* _WHAT IS NEEDED_
Copy out all lines in the data below containing the string "this".

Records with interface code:

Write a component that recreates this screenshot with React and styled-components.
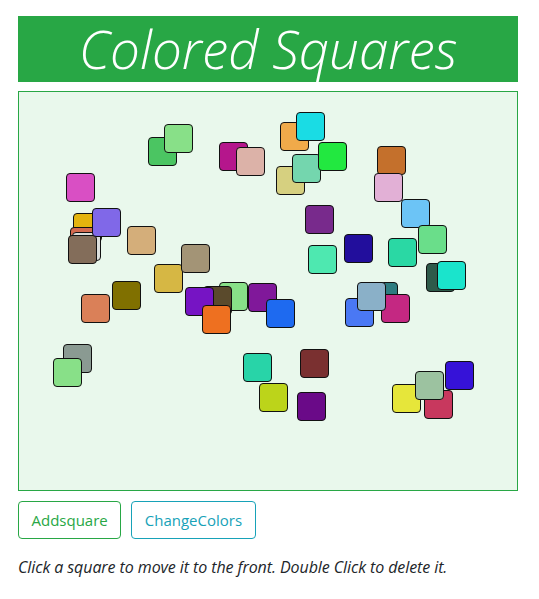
import React from "react";
import styled, { createGlobalStyle } from "styled-components";

const squares = [
  { x: 148, y: 137, c: "#4bc562" },
  { x: 164, y: 124, c: "#88e088" },
  { x: 66, y: 173, c: "#d94fc4" },
  { x: 73, y: 213, c: "#e4b40e" },
  { x: 70, y: 227, c: "#d46a50" },
  { x: 72, y: 232, c: "#dcdfdc" },
  { x: 68, y: 235, c: "#836d5a" },
  { x: 92, y: 208, c: "#8068e8" },
  { x: 127, y: 226, c: "#d4ae7a" },
  { x: 154, y: 264, c: "#d6b744" },
  { x: 181, y: 244, c: "#a39476" },
  { x: 112, y: 281, c: "#807000" },
  { x: 81, y: 294, c: "#da8058" },
  { x: 219, y: 282, c: "#88e088" },
  { x: 203, y: 286, c: "#5a4a2c" },
  { x: 185, y: 287, c: "#7614c4" },
  { x: 202, y: 305, c: "#ee7020" },
  { x: 248, y: 283, c: "#80189a" },
  { x: 266, y: 299, c: "#1e6af0" },
  { x: 219, y: 142, c: "#b5168c" },
  { x: 236, y: 147, c: "#dcb2a8" },
  { x: 280, y: 122, c: "#f0aa4a" },
  { x: 296, y: 112, c: "#1adce4" },
  { x: 276, y: 166, c: "#d6d080" },
  { x: 292, y: 154, c: "#74d6ae" },
  { x: 318, y: 142, c: "#22e840" },
  { x: 305, y: 205, c: "#782a8c" },
  { x: 344, y: 234, c: "#220e9c" },
  { x: 308, y: 245, c: "#4ee8b0" },
  { x: 377, y: 146, c: "#c4702c" },
  { x: 374, y: 173, c: "#e2b0d6" },
  { x: 401, y: 199, c: "#6cc4f6" },
  { x: 418, y: 225, c: "#6ade8a" },
  { x: 388, y: 238, c: "#2ad8a4" },
  { x: 426, y: 263, c: "#2e5a4a" },
  { x: 437, y: 261, c: "#1ae4cc" },
  { x: 369, y: 282, c: "#2e7c80" },
  { x: 345, y: 298, c: "#4a78f4" },
  { x: 381, y: 294, c: "#c42882" },
  { x: 357, y: 282, c: "#8ab0c8" },
  { x: 243, y: 353, c: "#28d4a8" },
  { x: 259, y: 383, c: "#bcd41a" },
  { x: 300, y: 349, c: "#7a3030" },
  { x: 297, y: 392, c: "#6a0a88" },
  { x: 63, y: 344, c: "#8a9a92" },
  { x: 53, y: 358, c: "#88e088" },
  { x: 392, y: 384, c: "#e6e63a" },
  { x: 424, y: 390, c: "#c8385e" },
  { x: 415, y: 371, c: "#9cc2a0" },
  { x: 445, y: 361, c: "#3612d8" },
];

const GlobalStyle = createGlobalStyle`
  body {
    margin: 0;
    background: #fff;
    font-family: "Open Sans", "Noto Sans", sans-serif;
    color: #212529;
  }
`;

const Page = styled.div`
  width: 500px;
  padding: 16px 18px;
`;

const Header = styled.h1`
  margin: 0 0 9px;
  height: 66px;
  background: #28a745;
  color: #fff;
  text-align: center;
  font-size: 53px;
  font-weight: 300;
  font-style: italic;
  line-height: 66px;
  overflow: visible;
`;

const Board = styled.div`
  position: relative;
  height: 398px;
  border: 1px solid #28a745;
  background: #e9f8ec;
`;

const Square = styled.div`
  position: absolute;
  width: 29px;
  height: 29px;
  box-sizing: border-box;
  border: 1px solid #111;
  border-radius: 4px;
  cursor: pointer;
`;

const Actions = styled.div`
  display: flex;
  gap: 10px;
  margin-top: 10px;
`;

const Button = styled.button`
  height: 38px;
  padding: 0 12.5px;
  font-family: "Open Sans", "Noto Sans", sans-serif;
  font-size: 15px;
  color: ${(p) => p.color};
  background: transparent;
  border: 1px solid ${(p) => p.color};
  border-radius: 4px;
  cursor: pointer;
`;

const Hint = styled.p`
  margin: 16px 0 0;
  font-size: 16px;
  font-style: italic;
  letter-spacing: -0.08px;
  line-height: 24px;
`;

export default function App() {
  return (
    <>
      <GlobalStyle />
      <Page>
        <Header>Colored Squares</Header>
        <Board>
          {squares.map((s, i) => (
            <Square
              key={i}
              style={{ left: s.x - 19, top: s.y - 92, background: s.c }}
            />
          ))}
        </Board>
        <Actions>
          <Button color="#28a745">Addsquare</Button>
          <Button color="#17a2b8">ChangeColors</Button>
        </Actions>
        <Hint>Click a square to move it to the front. Double Click to delete it.</Hint>
      </Page>
    </>
  );
}
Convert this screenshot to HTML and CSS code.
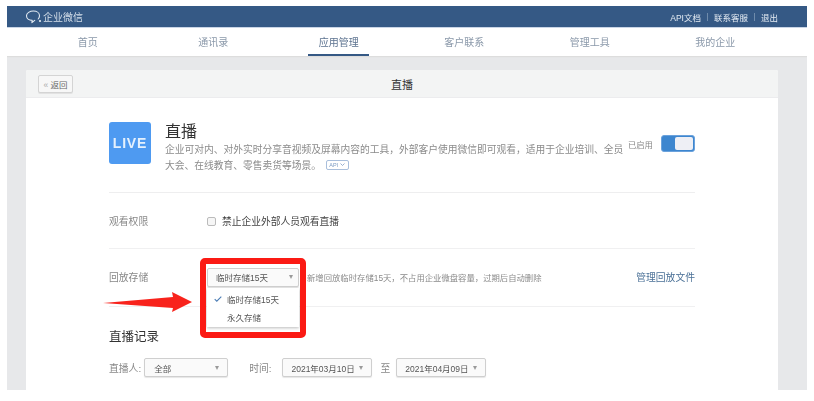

* _TASK OUTPUT_
Write a component that recreates this screenshot with React and styled-components.
Convert this screenshot to HTML and CSS code.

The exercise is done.